Title :
A Comment on “A Similarity Measure for Text Classification and Clustering”
Author :
Nagwani, Naresh Kumar
Author_Institution :
Nat. Inst. of Technol. Raipur, Raipur, India
Abstract :
A similarity measure namely, similarity measure for text processing (SMTP) is proposed by Lin et al. [1] for knowledge discovery on text collection. The proposed measure considered the three cases for similarity measurements between the pairs of documents. These cases are based on absence and presence of features in the pair of text documents. The first case covers the features appearing in both of the documents, second case covers the features appears in only one document and the third case covers the features appears in none of the documents. The proposed similarity measure considered to be ideal for finding similarity between the pair of text documents on the basis of presence or absence of features available in text documents, however, while exploring the SMTP similarity measurement it is found that the case of measuring similarity between the pair of similar documents is not covered.
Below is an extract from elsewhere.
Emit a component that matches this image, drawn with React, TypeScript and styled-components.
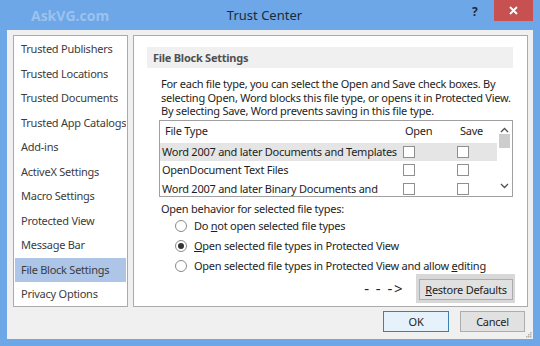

The objective of this work is to highlight this gap and propose a minor change to make the SMTP a complete similarity measurement technique for knowledge discovery in line with the other standard similarity techniques.
Keywords :
data mining; pattern classification; pattern clustering; text analysis; SMTP similarity measurement; knowledge discovery; similarity measure for text processing; similarity techniques; text classification; text clustering; text collection; text documents; Classification; Knowledge discovery; Measurement techniques; Text processing;
Journal_Title :
Knowledge and Data Engineering, IEEE Transactions on
DOI :
10.1109/TKDE.2015.2451616